- _What to do_
Select all lines holding the word "page" from the entries that follow.

- _Records provided_
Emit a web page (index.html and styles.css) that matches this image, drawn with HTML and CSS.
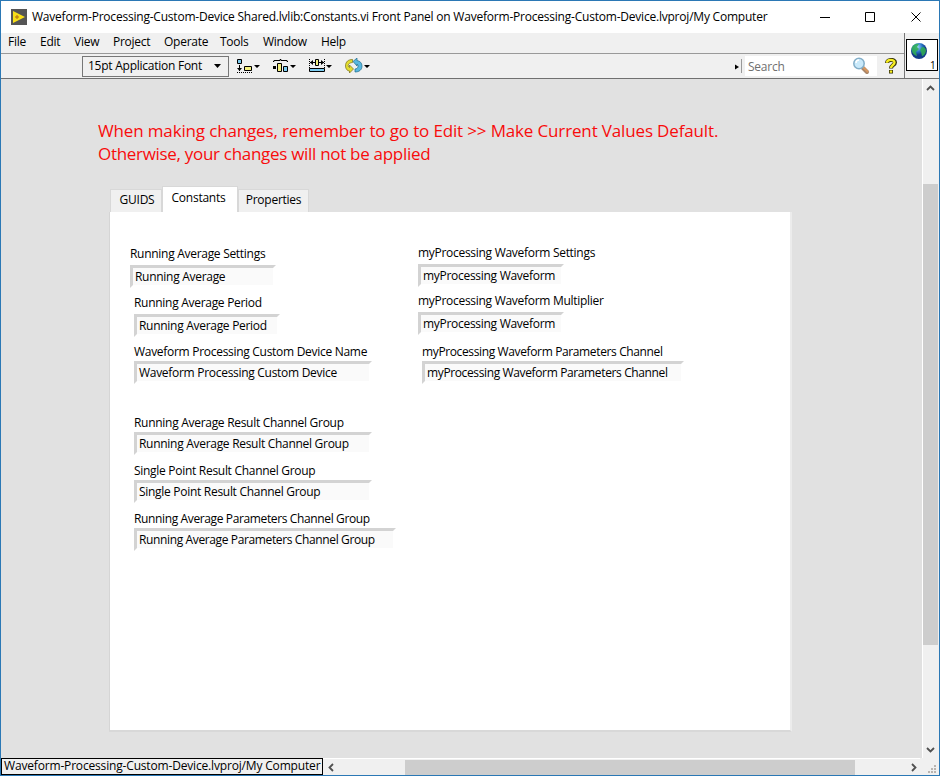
FILE: index.html
```html
<!DOCTYPE html>
<html lang="en">
<head>
<meta charset="utf-8">
<title>Constants.vi Front Panel</title>
<link rel="stylesheet" href="styles.css">
</head>
<body>
<div class="window">
  <header class="titlebar">
    <svg class="app-icon" width="16" height="16" viewBox="0 0 16 16"><path fill="#555" d="M0 0h16v16H0z"/><path fill="#f8df18" d="M2 2l12 6-12 6z"/><path stroke="#b06a10" d="M4 8h4M6 6v4"/></svg>
    <span class="title">Waveform-Processing-Custom-Device Shared.lvlib:Constants.vi Front Panel on Waveform-Processing-Custom-Device.lvproj/My Computer</span>
    <svg class="win-controls" width="106" height="12" viewBox="0 0 106 12" fill="none" stroke="#000"><path d="M0 6.500h10M45.500 1.500h9v9h-9zM91.500 1.500l9 9M100.500 1.500l-9 9"/></svg>
  </header>
  <div class="bars">
    <div class="bars-main">
      <nav class="menu"><span class="m-file">File</span><span class="m-edit">Edit</span><span class="m-view">View</span><span class="m-project">Project</span><span class="m-operate">Operate</span><span class="m-tools">Tools</span><span class="m-window">Window</span><span>Help</span></nav>
      <div class="toolbar">
        <div class="font-select"><span>15pt Application Font</span><svg width="7" height="4" viewBox="0 0 7 4"><path d="M0 0h7L3.500 4z"/></svg></div>
        <svg class="tools" width="136" height="16" viewBox="0 0 136 16">
          <g fill="none" stroke="#000">
            <path fill="#7cccf0" d="M.5 1.500h4v4h-4z"/><path stroke-dasharray="1 1" d="M0 14.500h16"/><path d="M2.500 7v6"/><path fill="#000" stroke="none" d="M0 10h5l-2.500 3z"/><path fill="#f4f080" d="M7.500 8.500h7v4h-7z"/>
            <path d="M36 3.500h1v-1h6v-1h1v1h6v1h1"/><path fill="#000" stroke="none" d="M36 8h3v3h-3z"/><path fill="#f4f080" d="M40.500 5.500h4v8h-4z"/><path fill="#7cccf0" d="M46.500 8.500h4v5h-4z"/>
            <path stroke-dasharray="1 1" d="M72.500 1v9M87.500 1v9"/><path d="M73 4.500h5M82 4.500h5"/><path fill="#000" stroke="none" d="M73 4.500L76 2v5zM87 4.500L84 2v5z"/><path fill="#f4f080" d="M78.500 1.500h3v6h-3z"/><path fill="#7cccf0" d="M72.500 10.500h15v3h-15z"/>
          </g>
          <path d="M17 7h6l-3 3zM53 7h6l-3 3zM89 7h6l-3 3zM127 7h6l-3 3z"/>
          <g stroke-width=".7"><path fill="#e3dc30" stroke="#766f18" d="M115.500 1.500c-4 0-7 2-7 6.500 0 3 2 5 4 5v2l4-4-4-4v2.500c-2-1-2-4.500 3-5z"/><path fill="#58b8df" stroke="#216a8a" d="M116 3.500l4-3.500v2.500c3 .5 5 2.500 5 5.500 0 4-3 6-7 6v-3c3 0 4-3.500 2-5v2z"/></g>
        </svg>
        <svg class="search-handle" width="8" height="15" viewBox="0 0 8 15"><path d="M0 5.500L4 8l-4 2.500z"/><path stroke="#999" d="M6.500 0v14"/></svg>
        <div class="search"><span>Search</span>
          <svg width="18" height="18" viewBox="0 0 18 18"><path stroke="#a9876a" stroke-width="4" stroke-linecap="round" d="M11 11l4 4"/><path stroke="#d89860" stroke-width="2" d="M11 10l5 5"/><circle cx="7" cy="6.500" r="5.200" fill="#c9e9fa" stroke="#83aec8" stroke-width="1.500"/><path fill="none" stroke="#fff" stroke-width="1.500" d="M4 6c0-2 1-3 3-3"/></svg>
        </div>
        <svg class="help" width="12" height="16" viewBox="0 0 12 16" fill="none"><path stroke="#33300a" stroke-width="4" d="M2 5c0-4 8-4 8-.5C10 7 6 7 6 10.500M6 12v3.500"/><path stroke="#f7ee20" stroke-width="2.400" d="M2 4.800c0-4 7.500-3.800 7.500-.3C9.500 7 6 7 6 10M6 12.500v2.300"/></svg>
      </div>
    </div>
    <div class="vi-slot"><div class="vi-icon">
      <svg width="18" height="18" viewBox="0 0 18 18"><defs><radialGradient id="sea" cx=".4" cy=".25"><stop stop-color="#a5dcfa"/><stop offset=".6" stop-color="#2874c8"/><stop offset="1" stop-color="#123c88"/></radialGradient></defs><circle cx="9" cy="9" r="8" fill="url(#sea)"/><path fill="#30b050" fill-opacity=".85" d="M2 5c2-3 5-4 7-3L7 5l2 2-3 3 1 4c-4-1-6-5-5-9zM12 5c3 0 4 2 4 4-1 4-3 5-4 5l-1-4-1-2z"/></svg>
      <span>1</span></div></div>
  </div>
  <div class="workspace">
    <main class="panel">
      <p class="warning"><span class="w1">When making changes, remember to go to Edit &gt;&gt; Make Current Values Default.</span><br><span class="w2">Otherwise, your changes will not be applied</span></p>
      <div class="tabs"><div class="tab guids">GUIDS</div><div class="tab active">Constants</div><div class="tab props">Properties</div></div>
      <section class="page">
        <div class="col left">
          <div class="field outdent"><label>Running Average Settings</label><div class="box small">Running Average</div></div>
          <div class="field"><label>Running Average Period</label><div class="box small">Running Average Period</div></div>
          <div class="field tight"><label>Waveform Processing Custom Device Name</label><div class="box medium">Waveform Processing Custom Device</div></div>
          <div class="field tight group"><label>Running Average Result Channel Group</label><div class="box medium">Running Average Result Channel Group</div></div>
          <div class="field tight spaced"><label>Single Point Result Channel Group</label><div class="box medium">Single Point Result Channel Group</div></div>
          <div class="field tight spaced long"><label>Running Average Parameters Channel Group</label><div class="box large">Running Average Parameters Channel Group</div></div>
        </div>
        <div class="col right">
          <div class="field outdent"><label>myProcessing Waveform Settings</label><div class="box small">myProcessing Waveform</div></div>
          <div class="field outdent close"><label>myProcessing Waveform Multiplier</label><div class="box small">myProcessing Waveform</div></div>
          <div class="field tight last long"><label>myProcessing Waveform Parameters Channel</label><div class="box large">myProcessing Waveform Parameters Channel</div></div>
        </div>
      </section>
    </main>
    <div class="vscroll">
      <svg width="9" height="6" viewBox="0 0 9 6"><path d="M1 5l3.500-3.500L8 5"/></svg>
      <div class="vthumb"></div>
      <svg class="down" width="9" height="6" viewBox="0 0 9 6"><path d="M1 1l3.500 3.500L8 1"/></svg>
    </div>
  </div>
  <footer class="status">
    <div class="project">Waveform-Processing-Custom-Device.lvproj/My Computer</div>
    <div class="hscroll">
      <svg width="6" height="9" viewBox="0 0 6 9"><path d="M5 1L1.500 4.500 5 8"/></svg>
      <div class="hthumb"></div>
      <svg class="next" width="6" height="9" viewBox="0 0 6 9"><path d="M1 1l3.500 3.500L1 8"/></svg>
    </div>
    <svg class="grip" width="8" height="8" viewBox="0 0 8 8"><path fill="#b9b4b0" d="M6 0h2v2H6zM3 3h2v2H3zM6 3h2v2H6zM0 6h2v2H0zM3 6h2v2H3zM6 6h2v2H6z"/></svg>
  </footer>
</div>
</body>
</html>
```
FILE: styles.css
```css
* { box-sizing: border-box; }
body { margin: 0; font: 12px/16px "Open Sans", "Noto Sans", sans-serif; letter-spacing: -0.25px; color: #000; overflow: hidden; }
svg { display: block; flex: none; }
span, label { white-space: nowrap; }
.window { width: 940px; height: 776px; border: 1px solid #2b78b5; display: flex; flex-direction: column; background: #f0f0f0; }
.titlebar { height: 32px; background: #fff; display: flex; align-items: center; padding-left: 10px; flex: none; }
.title { margin-left: 5px; width: 735px; letter-spacing: -0.215px; }
.win-controls { margin-left: 53px; }
.bars { height: 46px; display: flex; flex: none; border-bottom: 1px solid #707070; }
.bars-main { width: 903px; }
.menu { height: 21px; display: flex; align-items: center; padding: 0 0 2px 7px; border-bottom: 1px solid #999; }
.menu span { flex: none; }
.m-file { width: 32px; }
.m-edit { width: 34px; }
.m-view { width: 39px; }
.m-project { width: 51px; }
.m-operate { width: 56px; }
.m-tools { width: 43px; }
.m-window { width: 58px; }
.toolbar { height: 24px; display: flex; align-items: center; padding-left: 81px; }
.font-select { width: 147px; height: 21px; border: 1px solid #777; display: flex; align-items: center; justify-content: space-between; padding: 0 7px 0 5px; }
.tools { margin: 0 0 0 8px; }
.search-handle { margin-left: 362px; }
.search { width: 132px; height: 20px; margin-left: 2px; padding: 2px 7px 0 3px; background: #fff; color: #707070; display: flex; align-items: center; justify-content: space-between; }
.search svg { margin-top: -2px; }
.help { margin-left: 8px; }
.vi-slot { width: 35px; border-left: 1px solid #777; padding: 6px 0 0 1px; }
.vi-icon { width: 32px; height: 32px; border: 1px solid #000; background: #fff; display: flex; padding: 2px 0 0 3px; font-size: 10px; }
.vi-icon span { margin: 16px 0 0 2px; line-height: 14px; }
.workspace { height: 679px; display: flex; flex: none; }
.panel { width: 921px; background: #e1e1e1; padding: 40px 0 0 97px; }
.warning { margin: 0; color: #f80c0c; font-size: 17px; line-height: 23px; }
.w1 { letter-spacing: -0.15px; }
.w2 { letter-spacing: -0.3px; }
.tabs { display: flex; align-items: flex-end; height: 26px; margin: 21px 0 0 12px; }
.tab { height: 23px; background: #f0f0f0; border: 1px solid #d8d8d8; border-bottom: 0; line-height: 20px; text-align: center; }
.guids { width: 52px; padding-left: 2px; }
.active { width: 76px; height: 26px; background: #fff; line-height: 22px; padding-right: 3px; }
.props { width: 71px; }
.page { width: 683px; height: 520px; margin-left: 11px; background: #fff; border: 1px solid #d5d5d5; border-right: 2px solid #ececec; border-bottom: 2px solid #d8d8d8; border-top: 0; display: flex; letter-spacing: -0.29px; }
.col { width: 288px; padding: 34px 0 0 24px; }
.field { margin-top: 7px; }
.field:first-child { margin-top: 0; }
.long { letter-spacing: -0.37px; }
.right { padding-top: 33px; }
.outdent { margin-left: -4px; }
.field label { display: block; height: 16px; }
.box { margin-top: 3px; height: 23px; border: 3px solid; border-color: #d3d3d3 #fff #fff #d3d3d3; background: #fafafa; padding-left: 2px; line-height: 18px; white-space: nowrap; }
.tight .box { margin-top: 1px; }
.group { margin-top: 31px; }
.spaced { margin-top: 8px; }
.close { margin-top: 6px; }
.last { margin-top: 9px; }
.small { width: 146px; }
.medium { width: 238px; }
.large { width: 262px; }
.vscroll { width: 17px; border-left: 1px solid #fff; display: flex; flex-direction: column; align-items: center; padding: 6px 1px 0 0; }
.vscroll svg, .hscroll svg { fill: none; stroke: #505050; stroke-width: 1.8; }
.vthumb { width: 15px; height: 461px; margin-top: 93px; background: #cdcdcd; }
.down { margin-top: 102px; }
.status { height: 17px; display: flex; flex: none; }
.project { width: 322px; border: 1px solid #000; padding-left: 2px; line-height: 14px; white-space: nowrap; letter-spacing: -0.17px; }
.hscroll { width: 597px; display: flex; align-items: center; padding-left: 5px; border-top: 1px solid #fff; }
.hthumb { width: 450px; height: 15px; margin-left: 71px; background: #cdcdcd; }
.next { margin-left: 56px; }
.grip { margin: 7px 0 0 8px; }
```
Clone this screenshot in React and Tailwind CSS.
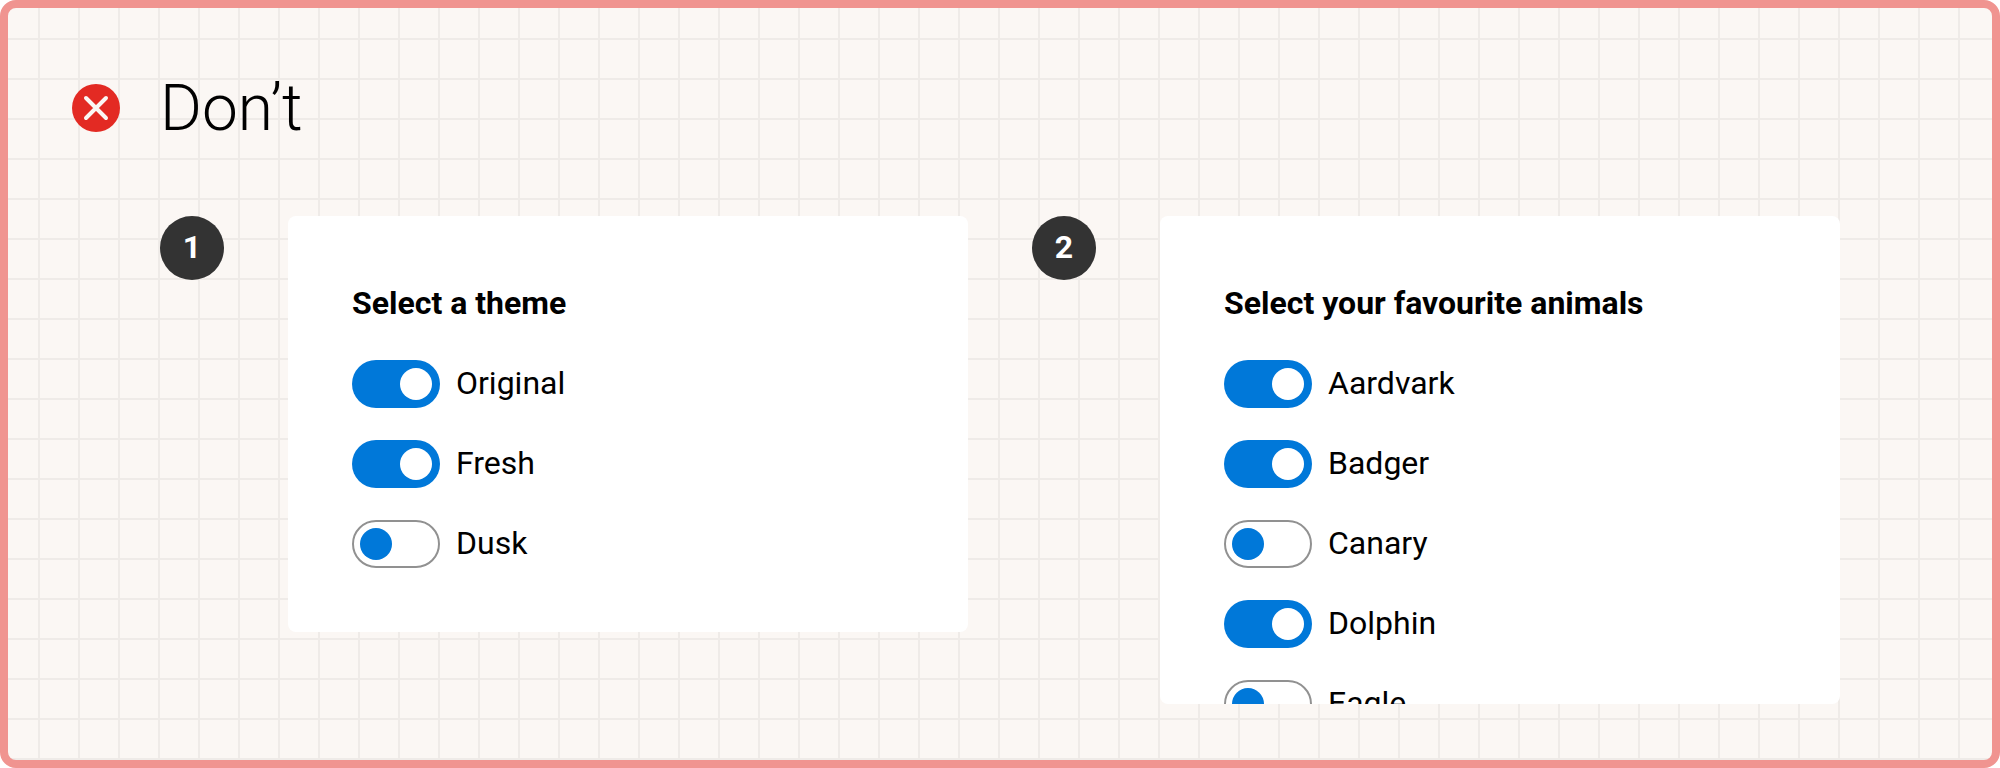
const themes = [
  { name: "Original", on: true },
  { name: "Fresh", on: true },
  { name: "Dusk", on: false },
];

const animals = [
  { name: "Aardvark", on: true },
  { name: "Badger", on: true },
  { name: "Canary", on: false },
  { name: "Dolphin", on: true },
  { name: "Eagle", on: false },
];

function Toggle({ on }) {
  return on ? (
    <span className="flex h-12 w-[88px] shrink-0 items-center justify-end rounded-full bg-[#0078d9] px-2">
      <span className="size-8 rounded-full bg-white" />
    </span>
  ) : (
    <span className="flex h-12 w-[88px] shrink-0 items-center rounded-full border-2 border-[#919191] bg-white px-1.5">
      <span className="size-8 rounded-full bg-[#0078d9]" />
    </span>
  );
}

function Example({ number, title, options, height }) {
  return (
    <section className="flex items-start gap-16">
      <div className="flex size-16 items-center justify-center rounded-full bg-[#333333] text-[32px] leading-[48px] font-bold text-white">
        <span className="-mt-0.5">{number}</span>
      </div>
      <div className={`w-[680px] overflow-hidden rounded-lg bg-white px-16 pt-16 ${height}`}>
        <h2 className="-mt-px mb-[33px] text-[32px] leading-[48px] font-bold">{title}</h2>
        <ul className="flex flex-col gap-8">
          {options.map((option) => (
            <li key={option.name} className="flex items-center gap-4">
              <Toggle on={option.on} />
              <span className="-mt-0.5 text-[32px] leading-[46px]">{option.name}</span>
            </li>
          ))}
        </ul>
      </div>
    </section>
  );
}

export default function App() {
  return (
    <div className="h-[768px] w-[2000px] bg-white font-['Roboto',sans-serif] text-black">
      <main className="flex h-full w-full flex-col gap-[70px] overflow-hidden rounded-2xl border-8 border-[#f09490] bg-[#fbf7f4] bg-[linear-gradient(to_right,transparent_38px,#efebe8_38px),linear-gradient(to_bottom,transparent_38px,#efebe8_38px)] bg-[length:40px_40px] bg-[position:-8px_-8px] pt-[62px]">
        <header className="flex h-[76px] items-center gap-10 pl-16">
          <svg className="size-12 shrink-0" viewBox="0 0 48 48" fill="none">
            <circle cx="24" cy="24" r="24" fill="#e32a23" />
            <path d="M14 14 34 34M34 14 14 34" stroke="#fbf7f4" strokeWidth="4" strokeLinecap="round" />
          </svg>
          <h1 className="pt-0.5 text-[64px] leading-[76px] font-light">Don’t</h1>
        </header>
        <div className="flex items-start gap-16 pl-[152px]">
          <Example number="1" title="Select a theme" options={themes} height="h-[416px]" />
          <Example number="2" title="Select your favourite animals" options={animals} height="h-[488px]" />
        </div>
      </main>
    </div>
  );
}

- _Output of the task_
Emit a web page (index.html and styles.css) that matches this image, drawn with HTML and CSS.
      <section class="page">
.page { width: 683px; height: 520px; margin-left: 11px; background: #fff; border: 1px solid #d5d5d5; border-right: 2px solid #ececec; border-bottom: 2px solid #d8d8d8; border-top: 0; display: flex; letter-spacing: -0.29px; }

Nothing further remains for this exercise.